O momento aconteceu gratuitamente na Praça Verde do Dragão e, tempos depois, também foi cenário para os bastidores da gravação, disponível numa série na Globoplay. No segundo episódio, a cantora, falecida em 2021, declara a paixão por chopp de vinho cearense. “Estou na saudade do chopp de vinho daqui que vocês não estão entendendo”, diz.
No total, o DVD reúne 27 músicas e cada uma delas foi gravada nas 27 capitais brasileiras. No mesmo outubro daquele ano, a cantora divulgou o clipe da música “Sem Sal”, gravado no CDMAC na noite histórica. A produção atingiu cerca de 500 mil visualizações no Youtube em menos de quatro horas no ar.
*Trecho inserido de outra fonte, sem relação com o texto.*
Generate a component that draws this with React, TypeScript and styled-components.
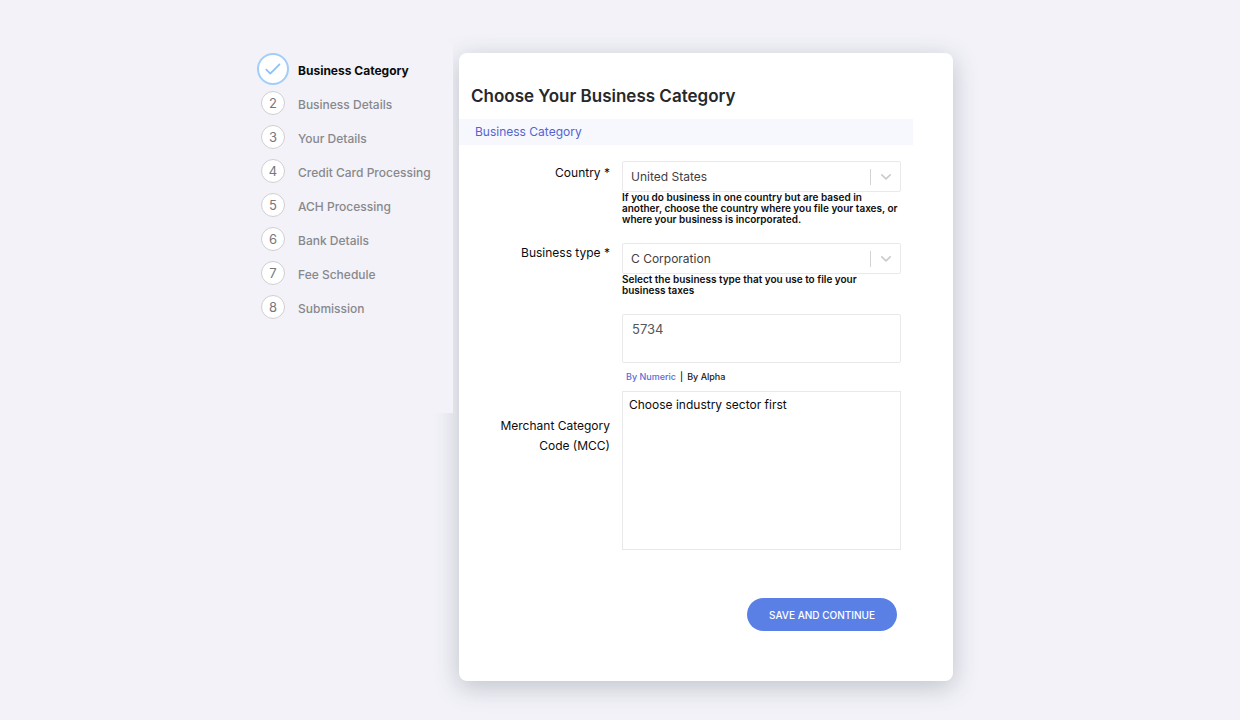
import React from "react";
import styled, { createGlobalStyle } from "styled-components";

const GlobalStyle = createGlobalStyle`
  *, *::before, *::after { box-sizing: border-box; }
  html { min-height: 100%; background: #f2f2f8; }
  body {
    margin: 0;
    background: #f2f2f8;
    color: #0c0c0d;
    font-family: Inter, "Liberation Sans", sans-serif;
    font-size: 12px;
    font-weight: 400;
    line-height: 20px;
  }
  button, select, textarea { font: inherit; color: inherit; }
`;

const Page = styled.div`
  display: grid;
  grid-template-columns: 216px minmax(0, 1fr);
  column-gap: 6px;
  align-items: start;
  max-width: 766px;
  margin: 0 auto;
  padding: 43px 50px 39px 0;
`;

const Sidebar = styled.nav`
  position: relative;
  z-index: 1;
  min-height: 370px;
  padding: 9px 0 0 20px;
  background: #f2f2f8;
`;

const StepList = styled.ol`
  margin: 0;
  padding: 0;
  list-style: none;
`;

const Step = styled.li`
  display: flex;
  align-items: center;
  gap: 9px;
  height: 34px;
`;

const MarkerSlot = styled.span`
  display: flex;
  justify-content: center;
  width: 32px;
`;

const Marker = styled.span<{ $done?: boolean }>`
  display: flex;
  align-items: center;
  justify-content: center;
  flex: none;
  width: ${(p) => (p.$done ? 32 : 24)}px;
  height: ${(p) => (p.$done ? 32 : 24)}px;
  border: ${(p) => (p.$done ? "2px solid #a3cdf8" : "1px solid #cfcfd1")};
  border-radius: 50%;
  background: #fff;
  color: #77777a;
  font-size: 13px;
`;

const StepLink = styled.a<{ $active?: boolean }>`
  padding-top: 4px;
  color: ${(p) => (p.$active ? "#0b0b0c" : "#88888c")};
  font-weight: ${(p) => (p.$active ? 700 : 500)};
  text-decoration: none;
  white-space: nowrap;
`;

const Card = styled.main`
  min-height: 628px;
  margin-top: 10px;
  border-radius: 8px;
  background: #fff;
  box-shadow: 0 6px 24px rgba(60, 75, 90, 0.28);
`;

const Title = styled.h1`
  margin: 0;
  padding: 31px 12px 11px;
  color: #26282b;
  font-size: 17px;
  font-weight: 600;
  line-height: 24px;
`;

const SectionBar = styled.h2`
  margin: 0 40px 16px 0;
  padding: 3px 16px;
  background: #f6f8fe;
  color: #5464cf;
  font-size: 12px;
  font-weight: 400;
  line-height: 20px;
`;

const Form = styled.form`
  padding-right: 52px;
`;

const Row = styled.div<{ $gap?: number }>`
  display: grid;
  grid-template-columns: 151px minmax(0, 1fr);
  column-gap: 12px;
  margin-bottom: ${(p) => p.$gap ?? 0}px;
`;

const Label = styled.label<{ $drop?: number }>`
  padding-top: ${(p) => p.$drop ?? 2}px;
  padding-left: 24px;
  text-align: right;
`;

const Control = styled.div`
  grid-column: 2;
`;

const SelectBox = styled.div`
  display: grid;
  grid-template-columns: minmax(0, 1fr) 30px;
  align-items: center;
  height: 31px;
  border: 1px solid #e9e9eb;
  border-radius: 2px;
`;

const Select = styled.select`
  grid-area: 1 / 1 / 2 / 3;
  width: 100%;
  height: 29px;
  padding: 0 38px 0 8px;
  border: 0;
  background: transparent;
  color: #3f4043;
  appearance: none;
`;

const Indicator = styled.span`
  grid-area: 1 / 2;
  display: flex;
  align-items: center;
  justify-content: center;
  height: 16px;
  border-left: 1px solid #d4d4d6;
  color: #cbcbce;
  pointer-events: none;
`;

const Hint = styled.p`
  margin: 0;
  color: #0d0d0e;
  font-size: 10px;
  font-weight: 600;
  line-height: 11px;
`;

const SearchField = styled.textarea`
  display: block;
  width: 100%;
  height: 49px;
  padding: 4px 9px;
  border: 1px solid #e9e9eb;
  border-radius: 2px;
  background: #fff;
  color: #55575a;
  font-size: 13px;
  resize: none;
`;

const SortLinks = styled.div`
  display: flex;
  align-items: center;
  gap: 4px;
  height: 28px;
  padding-left: 4px;
  font-size: 9px;
  font-weight: 500;
`;

const SortLink = styled.a<{ $current?: boolean }>`
  color: ${(p) => (p.$current ? "#5a6cd6" : "#161616")};
  text-decoration: none;
`;

const CodeList = styled.select`
  display: block;
  width: 100%;
  height: 159px;
  padding: 5px 4px;
  border: 1px solid #e9e9eb;
  border-radius: 0;
  background: #fff;
  overflow: hidden;
  appearance: none;

  option {
    min-height: 20px;
    padding: 0 2px;
  }
`;

const Actions = styled.div`
  display: flex;
  justify-content: flex-end;
  padding: 48px 4px 0 0;
`;

const SubmitButton = styled.button`
  height: 33px;
  padding: 0 22px;
  border: 0;
  border-radius: 17px;
  background: #5b80e5;
  color: #fff;
  font-size: 10px;
  font-weight: 500;
`;

const steps = [
  "Business Category",
  "Business Details",
  "Your Details",
  "Credit Card Processing",
  "ACH Processing",
  "Bank Details",
  "Fee Schedule",
  "Submission",
];

function Dropdown({ id, value }: { id: string; value: string }) {
  return (
    <SelectBox>
      <Select id={id} defaultValue={value}>
        <option>{value}</option>
      </Select>
      <Indicator>
        <svg width="12" height="8" viewBox="0 0 12 8" fill="none" stroke="currentColor" strokeWidth="1.6" strokeLinecap="round" strokeLinejoin="round" aria-hidden="true">
          <path d="M1.8 1.8 6 5.8l4.2-4" />
        </svg>
      </Indicator>
    </SelectBox>
  );
}

export default function App() {
  return (
    <>
      <GlobalStyle />
      <Page>
        <Sidebar aria-label="Application steps">
          <StepList>
            {steps.map((name, i) => (
              <Step key={name}>
                <MarkerSlot>
                  <Marker $done={i === 0}>
                    {i === 0 ? (
                      <svg width="18" height="14" viewBox="0 0 18 14" fill="none" stroke="#8bc0f5" strokeWidth="1.7" strokeLinecap="round" strokeLinejoin="round" aria-hidden="true">
                        <path d="m2.3 7.6 4 4L15.5 2.3" />
                      </svg>
                    ) : (
                      i + 1
                    )}
                  </Marker>
                </MarkerSlot>
                <StepLink href="#" $active={i === 0}>{name}</StepLink>
              </Step>
            ))}
          </StepList>
        </Sidebar>
        <Card>
          <Title>Choose Your Business Category</Title>
          <SectionBar>Business Category</SectionBar>
          <Form onSubmit={(e) => e.preventDefault()}>
            <Row $gap={18}>
              <Label htmlFor="country">Country *</Label>
              <Control>
                <Dropdown id="country" value="United States" />
                <Hint>
                  If you do business in one country but are based in another, choose the country where you file your taxes, or where your business is incorporated.
                </Hint>
              </Control>
            </Row>
            <Row $gap={18}>
              <Label htmlFor="business-type" $drop={0}>Business type *</Label>
              <Control>
                <Dropdown id="business-type" value="C Corporation" />
                <Hint>Select the business type that you use to file your business taxes</Hint>
              </Control>
            </Row>
            <Row>
              <Control>
                <SearchField aria-label="Merchant category search" defaultValue="5734" />
                <SortLinks>
                  <SortLink href="#" $current>By Numeric</SortLink>
                  <span>|</span>
                  <SortLink href="#">By Alpha</SortLink>
                </SortLinks>
              </Control>
            </Row>
            <Row>
              <Label htmlFor="mcc" $drop={25}>Merchant Category Code (MCC)</Label>
              <Control>
                <CodeList id="mcc" size={7}>
                  <option>Choose industry sector first</option>
                </CodeList>
              </Control>
            </Row>
            <Actions>
              <SubmitButton type="submit">SAVE AND CONTINUE</SubmitButton>
            </Actions>
          </Form>
        </Card>
      </Page>
    </>
  );
}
Tomadas panorâmicas dão conta de expressar a magnitude da arquitetura do Dragão, ao mesmo tempo que enfocam no talento de Marília e no amor dedicado aos fãs. Pessoas lotaram a praça tanto no espaço principal dela quanto nas laterais superiores, num misto de sofrência, carinho e muito frenesi.
Velório de Belchior
Era 1º de maio de 2017 quando milhares de fãs da obra de Belchior lotaram as dependências do Dragão do Mar para dar o último adeus ao rapaz latino-americano. Mais de sete mil pessoas participaram do velório após uma madrugada com show de homenagem ao artista no festival Maloca e velório em Sobral pela manhã, no Teatro São João.
Além da grande presença de familiares, muitos artistas cearenses compareceram ao velório no CDMAC. Eles falaram sobre lembranças e a força da obra do compositor sobralense. O corpo partiu da cidade natal dele, chegou à capital por volta das 12h30 e seguiu no carro do Corpo de Bombeiros por ruas de Fortaleza até o Dragão.
O cortejo passou por avenidas como Luciano Carneiro, Treze de Maio, Pontes Vieira, Desembargador Moreira e Abolição. Depois de todo o momento no centro cultural, a memória tratou de eternizar o instante e se lançou automaticamente como marco da trajetória do Dragão do Mar, de Fortaleza e do Ceará.